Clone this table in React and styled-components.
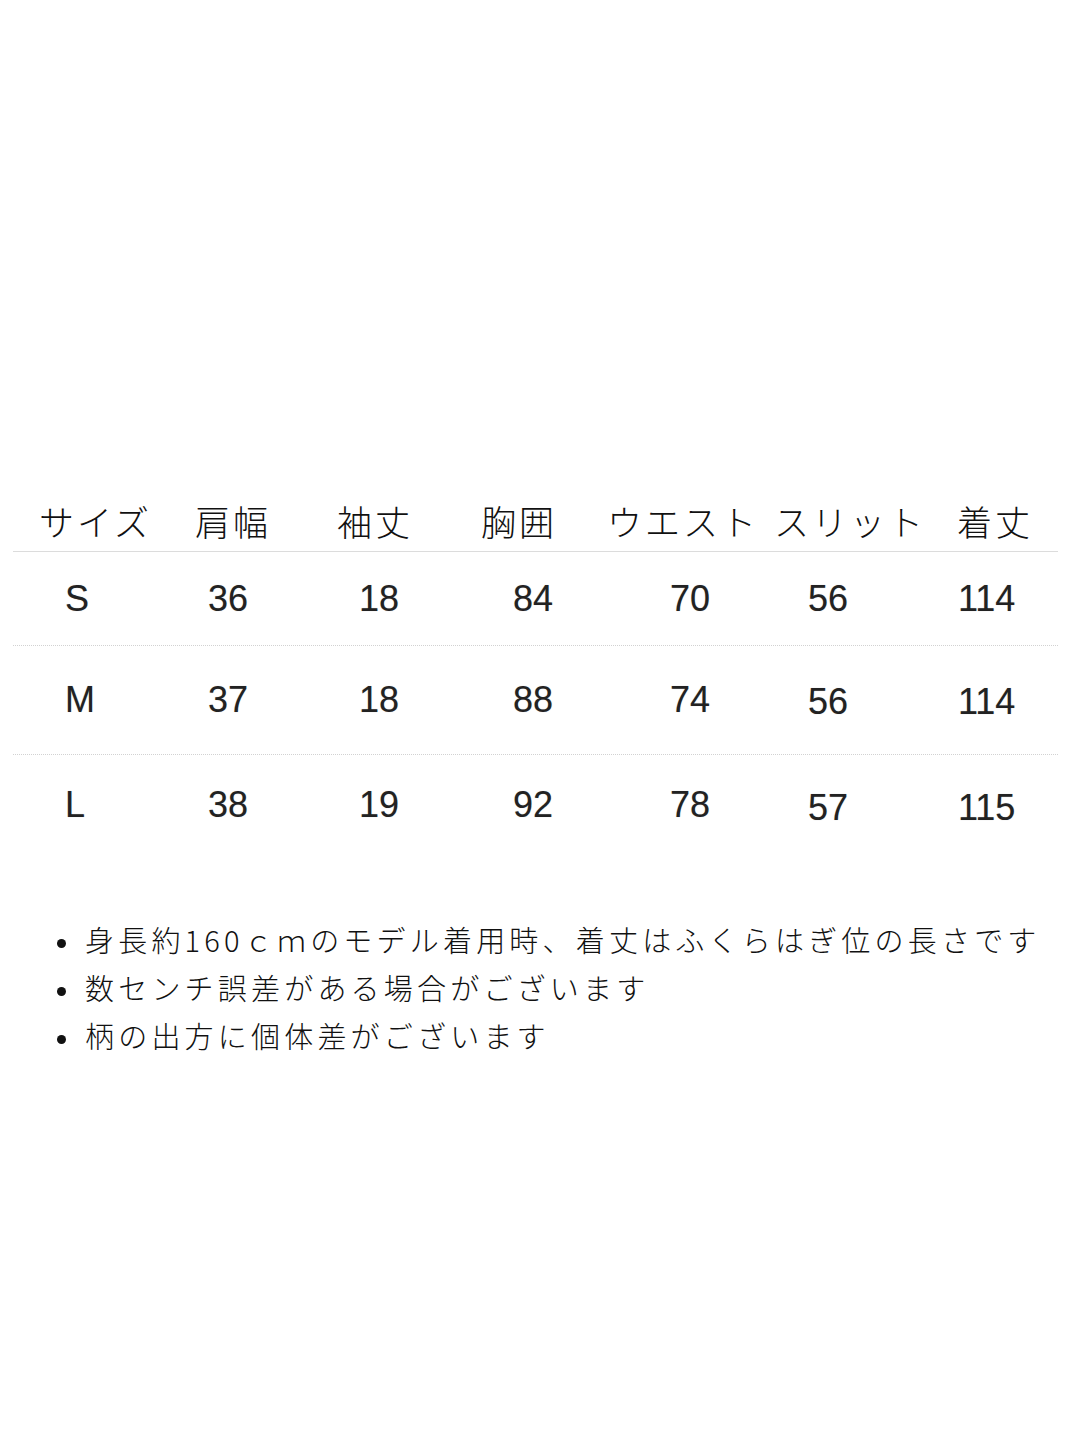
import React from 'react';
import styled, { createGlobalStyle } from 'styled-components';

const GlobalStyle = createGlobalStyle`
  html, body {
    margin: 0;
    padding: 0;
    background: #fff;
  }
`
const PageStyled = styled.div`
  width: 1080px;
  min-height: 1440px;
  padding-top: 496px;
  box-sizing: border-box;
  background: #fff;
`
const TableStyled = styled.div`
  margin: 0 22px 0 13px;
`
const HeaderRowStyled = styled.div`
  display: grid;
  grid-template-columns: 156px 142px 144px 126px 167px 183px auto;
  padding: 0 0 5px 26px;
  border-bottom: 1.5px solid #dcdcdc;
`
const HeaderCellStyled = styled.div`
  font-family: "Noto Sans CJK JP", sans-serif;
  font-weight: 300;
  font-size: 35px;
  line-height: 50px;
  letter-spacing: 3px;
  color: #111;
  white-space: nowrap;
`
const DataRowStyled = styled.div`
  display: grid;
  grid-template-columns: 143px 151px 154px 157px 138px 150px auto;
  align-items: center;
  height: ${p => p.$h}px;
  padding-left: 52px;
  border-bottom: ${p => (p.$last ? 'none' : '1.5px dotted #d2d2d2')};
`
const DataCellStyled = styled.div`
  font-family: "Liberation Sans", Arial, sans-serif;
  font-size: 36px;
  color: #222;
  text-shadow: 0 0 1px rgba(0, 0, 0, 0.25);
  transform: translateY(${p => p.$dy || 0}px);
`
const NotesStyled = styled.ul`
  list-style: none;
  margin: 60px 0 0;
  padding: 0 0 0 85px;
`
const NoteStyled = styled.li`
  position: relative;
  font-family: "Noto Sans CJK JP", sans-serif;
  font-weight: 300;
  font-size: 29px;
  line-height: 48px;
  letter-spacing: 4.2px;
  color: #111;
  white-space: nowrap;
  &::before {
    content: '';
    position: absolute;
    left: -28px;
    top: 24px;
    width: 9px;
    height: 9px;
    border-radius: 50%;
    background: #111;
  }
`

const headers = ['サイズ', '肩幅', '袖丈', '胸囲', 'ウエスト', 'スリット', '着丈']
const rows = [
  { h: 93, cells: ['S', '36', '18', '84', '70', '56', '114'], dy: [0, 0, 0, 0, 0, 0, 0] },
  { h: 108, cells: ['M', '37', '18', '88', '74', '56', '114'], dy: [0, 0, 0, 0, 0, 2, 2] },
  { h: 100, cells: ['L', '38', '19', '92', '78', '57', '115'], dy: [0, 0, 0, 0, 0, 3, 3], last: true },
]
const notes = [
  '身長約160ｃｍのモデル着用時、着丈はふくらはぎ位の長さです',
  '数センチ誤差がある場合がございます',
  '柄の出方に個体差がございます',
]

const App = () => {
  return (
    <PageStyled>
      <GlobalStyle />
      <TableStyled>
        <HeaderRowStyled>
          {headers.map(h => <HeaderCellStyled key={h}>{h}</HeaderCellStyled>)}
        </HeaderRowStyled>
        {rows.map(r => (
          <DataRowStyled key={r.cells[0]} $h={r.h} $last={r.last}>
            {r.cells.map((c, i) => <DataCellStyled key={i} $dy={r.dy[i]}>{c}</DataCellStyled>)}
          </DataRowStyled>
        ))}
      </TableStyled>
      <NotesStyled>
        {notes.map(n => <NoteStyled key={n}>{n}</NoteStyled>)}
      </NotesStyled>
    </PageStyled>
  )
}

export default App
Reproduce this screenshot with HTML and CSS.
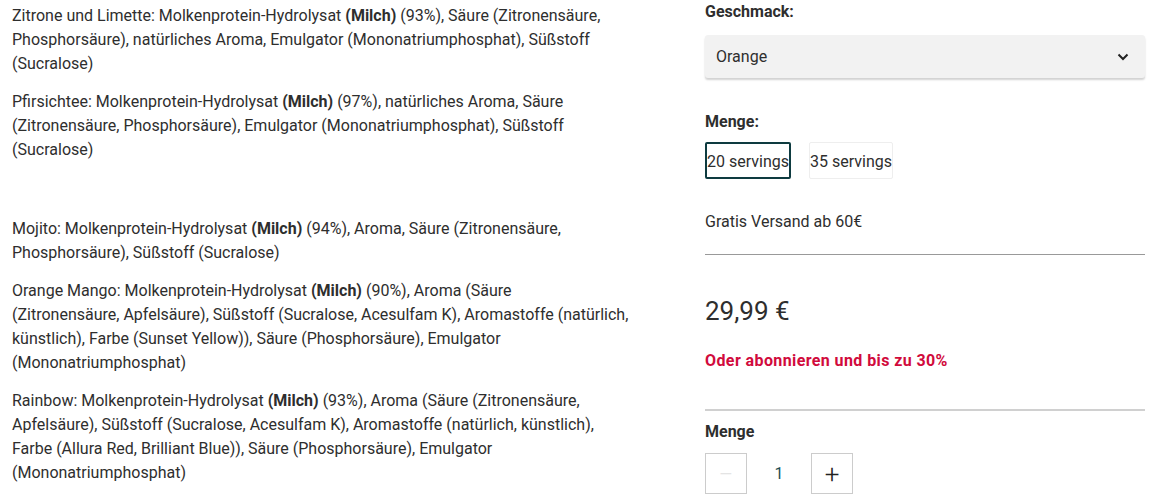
....................
Reproduce the listing exactly. Leave its pictures out.

▶ _Written solution_:
Clone this table in React and styled-components.
import React from 'react';
import styled, { createGlobalStyle } from 'styled-components';

const GlobalStyle = createGlobalStyle`
  html, body {
    margin: 0;
    padding: 0;
    background: #fff;
  }
`
const PageStyled = styled.div`
  width: 1080px;
  min-height: 1440px;
  padding-top: 496px;
  box-sizing: border-box;
  background: #fff;
`
const TableStyled = styled.div`
  margin: 0 22px 0 13px;
`
const HeaderRowStyled = styled.div`
  display: grid;
  grid-template-columns: 156px 142px 144px 126px 167px 183px auto;
  padding: 0 0 5px 26px;
  border-bottom: 1.5px solid #dcdcdc;
`
const HeaderCellStyled = styled.div`
  font-family: "Noto Sans CJK JP", sans-serif;
  font-weight: 300;
  font-size: 35px;
  line-height: 50px;
  letter-spacing: 3px;
  color: #111;
  white-space: nowrap;
`
const DataRowStyled = styled.div`
  display: grid;
  grid-template-columns: 143px 151px 154px 157px 138px 150px auto;
  align-items: center;
  height: ${p => p.$h}px;
  padding-left: 52px;
  border-bottom: ${p => (p.$last ? 'none' : '1.5px dotted #d2d2d2')};
`
const DataCellStyled = styled.div`
  font-family: "Liberation Sans", Arial, sans-serif;
  font-size: 36px;
  color: #222;
  text-shadow: 0 0 1px rgba(0, 0, 0, 0.25);
  transform: translateY(${p => p.$dy || 0}px);
`
const NotesStyled = styled.ul`
  list-style: none;
  margin: 60px 0 0;
  padding: 0 0 0 85px;
`
const NoteStyled = styled.li`
  position: relative;
  font-family: "Noto Sans CJK JP", sans-serif;
  font-weight: 300;
  font-size: 29px;
  line-height: 48px;
  letter-spacing: 4.2px;
  color: #111;
  white-space: nowrap;
  &::before {
    content: '';
    position: absolute;
    left: -28px;
    top: 24px;
    width: 9px;
    height: 9px;
    border-radius: 50%;
    background: #111;
  }
`

const headers = ['サイズ', '肩幅', '袖丈', '胸囲', 'ウエスト', 'スリット', '着丈']
const rows = [
  { h: 93, cells: ['S', '36', '18', '84', '70', '56', '114'], dy: [0, 0, 0, 0, 0, 0, 0] },
  { h: 108, cells: ['M', '37', '18', '88', '74', '56', '114'], dy: [0, 0, 0, 0, 0, 2, 2] },
  { h: 100, cells: ['L', '38', '19', '92', '78', '57', '115'], dy: [0, 0, 0, 0, 0, 3, 3], last: true },
]
const notes = [
  '身長約160ｃｍのモデル着用時、着丈はふくらはぎ位の長さです',
  '数センチ誤差がある場合がございます',
  '柄の出方に個体差がございます',
]

const App = () => {
  return (
    <PageStyled>
      <GlobalStyle />
      <TableStyled>
        <HeaderRowStyled>
          {headers.map(h => <HeaderCellStyled key={h}>{h}</HeaderCellStyled>)}
        </HeaderRowStyled>
        {rows.map(r => (
          <DataRowStyled key={r.cells[0]} $h={r.h} $last={r.last}>
            {r.cells.map((c, i) => <DataCellStyled key={i} $dy={r.dy[i]}>{c}</DataCellStyled>)}
          </DataRowStyled>
        ))}
      </TableStyled>
      <NotesStyled>
        {notes.map(n => <NoteStyled key={n}>{n}</NoteStyled>)}
      </NotesStyled>
    </PageStyled>
  )
}

export default App
Reproduce this screenshot with HTML and CSS.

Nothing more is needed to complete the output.